• Well to be honest, I’m not totally sure if he had creative control over the title. But yes, the title is quite misleading. Any qualified professional worth his or her salt wouldn’t make a diagnosis without all the information available. It seems like his book is full of those stories and Saul’s the knight in shining armor.

  1. In the world we live in, perception and sound bites win the day. Regardless of Dr. Saul’s intentions, the title of the book–at very least, a marketing coup–offers a potentially damaging indictment of a diagnosis that has been safely established by every major mental health organization in the United States. By the way, anecdotal information does not a good scientific rebuttal make. I, too, have met many people in my practice who were misdiagnosed–but they are usually misdiagnosed with everything BUT their correct diagnosis: ADHD (usually Inattentive Type).

    • I appreciate your feelings on this topic. And you’re certainly very correct in your response. Mental health concerns in this country still isn’t as recognized as it needs to be. Saul’s intentions were very self-serving here, but it doesn’t mean that he’s completely wrong. The title, on the other hand, is completely misleading.

  2. Gina Pera

    I’m sorry, Jonathan, but there is absolutely NO “solid information” in this book. It is the blathering of an old MD who hasn’t kept up with the literature and continues to placate patients with old bromides and platitudes, while they continue to suffer.

    Please don’t recommend this crap to anyone. ADHD has enough problems being taken seriously.

    • Gina, I appreciate your feedback And I don’t disagree with your assessment. I always give everyone the benefit of the doubt. Quite frankly, I thought the book helped me understand the naysayers and “haters” better. But like the Godfather said, “I keep my friends close and my enemies closer.”
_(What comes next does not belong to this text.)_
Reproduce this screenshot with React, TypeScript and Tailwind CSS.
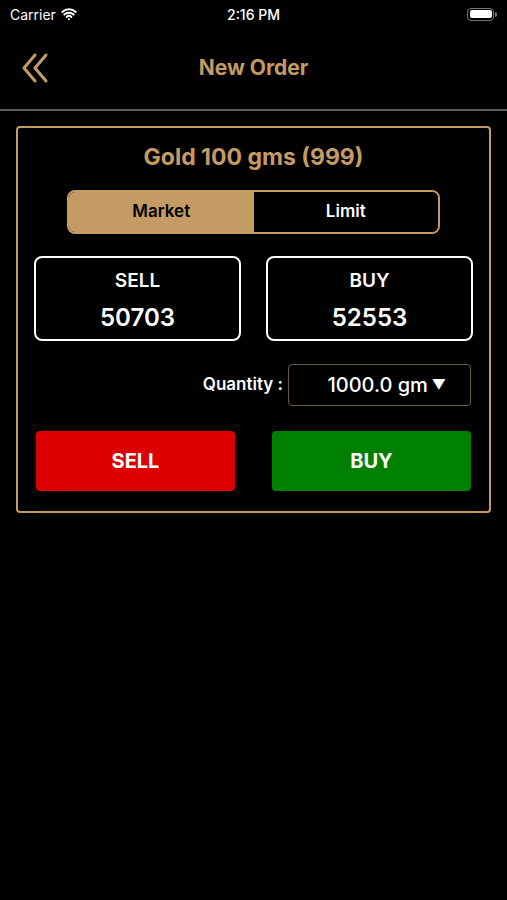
import { Wifi } from "lucide-react";

const GOLD = "#c49b63";

function StatusBar() {
  return (
    <div className="relative flex h-[28px] items-center justify-between px-[10px] text-white text-[14px]">
      <div className="flex items-center gap-[5px]">
        <span>Carrier</span>
        <Wifi size={16} strokeWidth={3} />
      </div>
      <span className="absolute left-1/2 -translate-x-1/2 font-medium">2:16 PM</span>
      <div className="flex items-center">
        <div className="flex h-[13px] w-[27px] items-center rounded-[4px] border border-[#777] p-[1.5px]">
          <div className="h-full w-full rounded-[2px] bg-white" />
        </div>
        <div className="ml-[1px] h-[5px] w-[2px] rounded-r-sm bg-[#777]" />
      </div>
    </div>
  );
}

function NavBar() {
  return (
    <div className="relative flex h-[83px] items-center justify-center border-b-2 border-[#5e5e5e]">
      <button className="absolute left-[20px] top-[24px]">
        <svg width="30" height="33" viewBox="0 0 30 33" fill="none" stroke={GOLD} strokeWidth="3" strokeLinecap="round" strokeLinejoin="round">
          <path d="M15 3 L4 16 L15 29" />
          <path d="M26 3 L15 16 L26 29" />
        </svg>
      </button>
      <h1 className="text-[21px] font-bold text-[#c49b63] -mt-[2px]">New Order</h1>
    </div>
  );
}

function PriceBox({ label, value }: { label: string; value: string }) {
  return (
    <div className="flex h-[85px] flex-1 flex-col items-center rounded-[8px] border-2 border-white pt-[11px] text-white">
      <span className="text-[19px] font-semibold leading-[24px]">{label}</span>
      <span className="mt-[11px] text-[24px] font-semibold leading-[28px]">{value}</span>
    </div>
  );
}

export default function App() {
  return (
    <div className="min-h-[900px] w-full bg-black font-['Inter',sans-serif]">
      <StatusBar />
      <NavBar />

      <div className="mx-[16px] mt-[15px] rounded-[4px] border-2 border-[#c49b63] px-[16px] pt-[15px] pb-[20px]">
        <h2 className="text-center text-[23px] font-bold leading-[28px] text-[#c49b63]">
          Gold 100 gms (999)
        </h2>

        <div className="mx-auto mt-[19px] flex h-[44px] w-[373px] overflow-hidden rounded-[8px] border-2 border-[#c49b63]">
          <button className="flex-1 bg-[#c49b63] text-[17px] font-semibold text-black">Market</button>
          <button className="flex-1 bg-black text-[17px] font-semibold text-white">Limit</button>
        </div>

        <div className="mt-[22px] flex gap-[25px]">
          <PriceBox label="SELL" value="50703" />
          <PriceBox label="BUY" value="52553" />
        </div>

        <div className="mt-[23px] flex items-center justify-end pr-[2px]">
          <span className="mr-[5px] text-[17px] font-semibold text-white">Quantity :</span>
          <div className="flex h-[42px] w-[183px] items-center justify-end rounded-[4px] border border-[#6b5a3f] pr-[24px] text-white">
            <span className="text-[20px] font-medium">1000.0 gm</span>
            <span className="ml-[4px] text-[14px] leading-none">▼</span>
          </div>
        </div>

        <div className="mt-[25px] flex justify-between px-[2px]">
          <button className="h-[60px] w-[199px] rounded-[4px] bg-[#dd0000] text-[20px] font-bold text-white">
            SELL
          </button>
          <button className="h-[60px] w-[199px] rounded-[4px] bg-[#008000] text-[20px] font-bold text-white">
            BUY
          </button>
        </div>
      </div>
    </div>
  );
}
      I don’t particularly like Dr. Saul, but I believe in hearing what a person has to say.

  3. Coby Ingram

    My take-away from Dr. Saul’s book is that there are about 20 conditions which qualify a person for a diagnosis of ADHD under the DSM-V. Treating those conditions as if they are the only cause of the symptoms (instead of prescribing stimulants) seems to work better. He is also saying that these conditions do not mimic ADHD. They are the only causes of the symptoms in question, because ADHD as an underlying neurobiological condition does not exist. He is essentially daring the scientific community to prove him wrong. Is he a fuddy-duddy old doctor who doesn’t know his stuff? That’s kind of an ad hominem argument and not necessarily true. I think he leaves the door open as to whether there is real ADHD. If we find it, so much the better. But as a person who has seen families upset and even lives lost through the kind of misdiagnosis he points out, let’s be more sure of our science.